The current public sources do not name the electrical subcontractor, low-voltage contractor, fiber carrier, access-control integrator, CCTV integrator, fire alarm contractor, controls integrator, DAS vendor, or commissioning agent. That is normal at this stage. It also means the best move is to watch upstream signals: Clark project hiring, Fleet construction roles, NV Energy substation movement, Storey County permit activity, Tract site updates, and any supplier or trade-partner language around South Valley, Reno Campus, USA Parkway, SV RNO, PR RNO, or Fleet Data Centers.
| Scope | Why it matters | What to watch |
|---|---|---|
| Fiber / OSP | AI campuses need diverse, documented high-count fiber paths. | Carrier routes, duct banks, vaults, entrances, and test records. |
| Structured cabling | Data halls and support spaces require clean pathway and labeling discipline. | Tray, rack, row, IDF/MMR, QA, and turnover documentation. |
| Access control / CCTV | Single-tenant AI facilities are security-heavy from perimeter to data hall. | Security integrator, card access, VMS, cameras, and commissioning. |
| Fire alarm / life safety | Mission-critical fire systems interface with suppression and monitoring. | AHJ milestones, FA contractor, special inspections, and interfaces. |
| BAS/BMS controls | Cooling and electrical monitoring create controls and network dependencies. | Controls integrator, trend logs, alarms, and owner acceptance testing. |
| Grounding / commissioning | Hyperscale sites punish weak documentation and sloppy closeout. | Bonding checks, test sheets, punch lists, and Level 3-5 commissioning. |
The timing is phased, not one date
The useful contractor question is not "when is the campus done?" It is which enabling systems have to move first. Power and sitework usually lead. Fiber routes, diverse entrances, security perimeters, temporary construction networks, trailer connectivity, camera coverage, gate access, and documentation processes can show up well before data hall cabling is ready. Once the vertical build accelerates, the low-voltage workload shifts into room-by-room coordination, rough-in, pathways, device locations, backbone design, testing, owner standards, and punch-list control.
That phased view also helps reconcile the public dates. Tract lists construction power available in 2025 and site energization targeted for September 2027. Fleet's public update says broader Reno campus operations are expected to begin in Q4 2027. S&P describes contracted delivery and completion milestones tied to utility power, while also noting an acceleration path using behind-the-meter power. Those dates should not be treated as one clean finish line.

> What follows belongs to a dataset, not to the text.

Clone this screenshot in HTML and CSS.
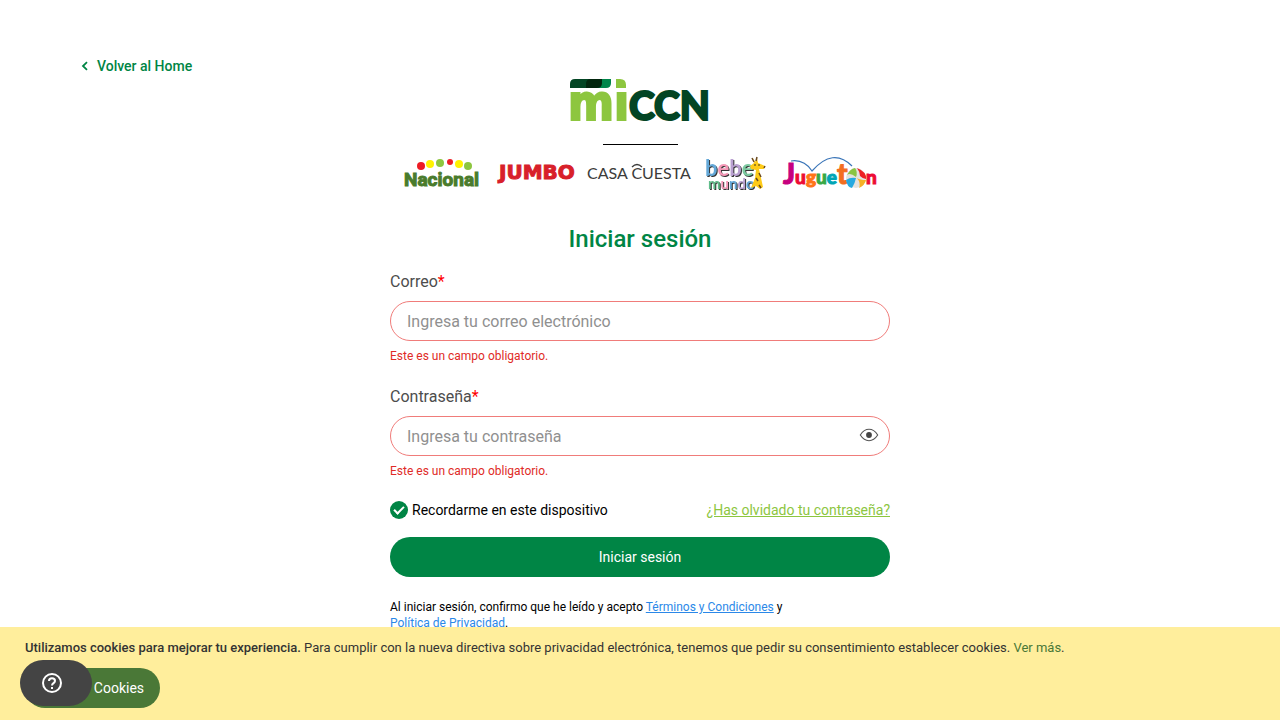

They are separate clocks: site power, grid connection, building turnover, tenant fit-out, commissioning, and operations.
For low-voltage firms, this creates several entry points. The first is relationship and qualification: know the general contractor, watch the prequal path, and understand the owner's documentation expectations. The second is infrastructure intelligence: follow substation, line extension, civil, duct-bank, and carrier-route movement because they shape when OSP and entrance work becomes real. The third is package readiness: be ready with data-center references, safety records, manpower planning, testing capability, labeling standards, QA process, and closeout examples before a package hits the street.
The tenant still matters, but public sources have not named it. Fleet and S&P describe an investment-grade tenant with a market capitalization above $3 trillion. That is enough to understand the hyperscale seriousness of the project. It is not enough to claim a customer. LVN will keep the project tenant-agnostic until a primary source names the user, because guessing creates bad account intelligence.
Jobs, skills, and the contractor angle
KOLO's 1,500 peak construction-job figure is the workforce headline, but the practical LVN angle is skill density. A site like this rewards technicians who can work under a general contractor's documentation process, survive strict safety onboarding, test and label consistently, coordinate with electrical and mechanical trades, and close out work in a way the owner can operate years later.
For installers and supervisors, the relevant preparation is not abstract AI hype. It is fiber cleaning and testing, copper and fiber standards, lift and site safety, pathway coordination, grounding and bonding, device addressing, redlines, as-builts, QA photos, and commissioning support. Useful training paths include BICSI Installer 2, Optical Fiber, BICSI Installer 2, Copper, the FOA workforce resources, and OSHA outreach training. Those are not guarantees of work, but they line up with the discipline data-center contractors expect.
The near-term watchlist is practical. Monitor Clark for data-center project roles and trade-partner language. Monitor Fleet for construction management, MEP, operations, and commissioning hires. Monitor Tract and Storey County for site, permit, and infrastructure updates. Monitor NV Energy for substation and transmission milestones. Monitor public posts and supplier pages for the first named electrical, fiber, security, fire alarm, controls, DAS, network, grounding, and commissioning partners.
This is the reason LVN Signal is tracking AI data-center construction as a trade map. The opportunity is not only the headline investment number. It is the chain of companies, jobs, power milestones, low-voltage systems, and package timing that lets contractors see the project while the market is still forming.